牧師 神戸博央
「神はみこころのままに、あなたがたのうちに働いて志を立てさせ、
事を行わせてくださる方です。すべてのことを、不平を言わずに、疑わずに行いなさい。
それは、あなたがたが、非難されるところのない純真な者となり、
また、曲がった邪悪な世代のただ中にあって傷のない神の子どもとなり、
いのちのことばをしっかり握り、彼らの間で世の光として輝くためです。」
ピリピ人への手紙2:13~16a
皆さんは、自分がピンチに陥った時にどんな気持ちになられるでしょうか。人が信じられなくなったり、落ち込んでしまったりという事も経験するかと思います。特に最近はネットでの誹謗中傷など、事実とは違う事を挙げられて攻撃されたりするという事も起こっています。匿名の書き込みなどでありもしないことを書かれて、苦しむというようなことを経験された方もひょっとしたらいらっしゃるかもしれません。
冒頭の御言葉はキリスト教の伝道者であったパウロという人がピリピの教会に送った手紙からの引用なのですが、実は、彼はキリスト教の伝道をしたというだけで牢に閉じ込められていました。彼はその人生で何度か牢に繋がれています。と言うのも、彼が信じた生き方を人々に伝えたことが、人のねたみを引き起こしたり、人々の心の罪を暴いていく事になったりしていったからです。しかしそれは何か罪を犯したわけではありませんでした。

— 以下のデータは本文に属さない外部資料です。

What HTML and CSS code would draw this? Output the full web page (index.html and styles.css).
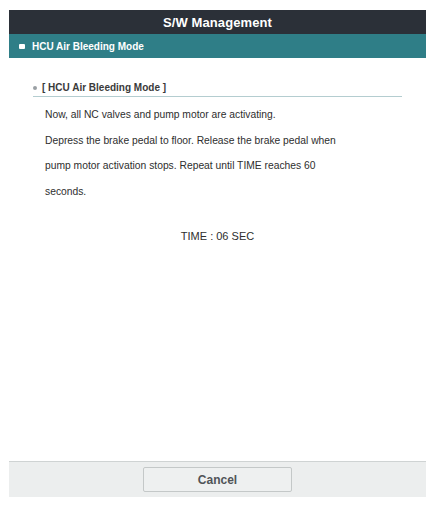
FILE: index.html
```html
<!DOCTYPE html>
<html>
<head>
<meta charset="utf-8">
<link rel="stylesheet" href="styles.css">
</head>
<body>
<div class="frame">
  <div class="titlebar">S/W Management</div>
  <div class="modebar"><span class="modebox"></span>HCU Air Bleeding Mode</div>
  <div class="content">
    <div class="section-head"><span class="dot"></span>[ HCU Air Bleeding Mode ]</div>
    <div class="body-text">
      <p>Now, all NC valves and pump motor are activating.</p>
      <p>Depress the brake pedal to floor. Release the brake pedal when</p>
      <p>pump motor activation stops. Repeat until TIME reaches 60</p>
      <p>seconds.</p>
    </div>
    <div class="time">TIME : 06 SEC</div>
  </div>
  <div class="footer">
    <button class="cancel">Cancel</button>
  </div>
</div>
</body>
</html>
```

FILE: styles.css
```css
html, body {
  margin: 0;
  padding: 0;
  background: #ffffff;
}
body {
  padding: 10px 10px 10px 9px;
  font-family: "Liberation Sans", Arial, sans-serif;
}
.frame {
  height: 487px;
  display: flex;
  flex-direction: column;
}
.titlebar {
  height: 24px;
  background: #2b3038;
  color: #ffffff;
  font-weight: bold;
  font-size: 13px;
  display: flex;
  align-items: center;
  justify-content: center;
  letter-spacing: 0.1px;
}
.modebar {
  height: 24px;
  background: #2f7e87;
  color: #ffffff;
  font-weight: bold;
  font-size: 10px;
  display: flex;
  align-items: center;
  padding-left: 10px;
}
.modebox {
  width: 6px;
  height: 5px;
  background: #ffffff;
  border-radius: 1px;
  margin-right: 7px;
}
.content {
  flex: 1;
  padding: 24px 24px 0 24px;
  color: #333333;
}
.section-head {
  display: flex;
  align-items: center;
  font-size: 10px;
  font-weight: bold;
  color: #3a3a3a;
  width: 369px;
  padding-bottom: 3px;
  border-bottom: 1px solid #b4cdd0;
}
.dot {
  width: 4px;
  height: 4px;
  border-radius: 50%;
  background: #9aa0a4;
  margin: 0 5px 0 0;
}
.body-text {
  padding-left: 12px;
}
.body-text p {
  margin: 0;
  height: 25.7px;
  line-height: 25.7px;
  font-size: 10.3px;
  color: #2e2e2e;
}
.body-text p:first-child {
  margin-top: 5px;
}
.time {
  text-align: center;
  font-size: 11px;
  color: #2e2e2e;
  margin-top: 25px;
  margin-left: -24px;
  margin-right: -24px;
}
.footer {
  height: 36px;
  background: #eceeee;
  border-top: 1px solid #cfd3d3;
  box-sizing: border-box;
  display: flex;
  justify-content: center;
  align-items: center;
}
.cancel {
  width: 149px;
  height: 25px;
  background: #eef0f0;
  border: 1px solid #c4c8c8;
  border-radius: 2px;
  font-family: "Liberation Sans", Arial, sans-serif;
  font-weight: bold;
  font-size: 12px;
  color: #505458;
}
```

無実の罪でとらえられ不自由になるなんていうのは最悪な事です。しかしそんな最悪な状況になりながらも、外にいるピリピの教会の人々を思って励ましの言葉を送ったのです。
神様の御心が私たちの人生を導いているという確信を、牢の中で記し、すべてのことを、不平を言わずに、疑わずに行いなさいと、一番不平を言いたくなる状況で記しています。更に自分は言いがかりの非難を受けながら、非難されるところのない純真な者となり、世の光として輝くようにと勧めています。
獄中書簡と呼ばれるパウロの手紙は4つありますが、どの手紙も外にいる信者への励ましとなっています。獄中で書かれたと意識しなければ、そんなこと忘れてしまうほどの内容ばかりです。特にこのピリピ人への手紙は「喜びの手紙」と呼ばれるほど、「主にあって喜びなさい。」という勧めに満ちています。人は現実の状況だけに左右されるのではなく、心に灯った光を覚える時に、実はその人が輝いた人生を送る事すらできるという大きな希望を私たちに教えてくれているのです。
その思いの原点は、神様が私たちを愛し、私たちの罪のために独り子イエス・キリストが十字架につけられることを許され、3日目によみがえらせてくださったという聖書の事実にあります。それほどの神様の愛というものがあるという事を知らされて、信じる時に、私たちの不条理に満ちた世界にも光が灯るという事なのです。神様は私たち一人一人がこの世界の中にあって輝くことを願ってくださっています。なぜと思うようなことが起こる時に、どうかこうした神様の言葉の励ましを思い出してください。また、教会に足を運んでみてください。皆さんの祝福をお祈りしています。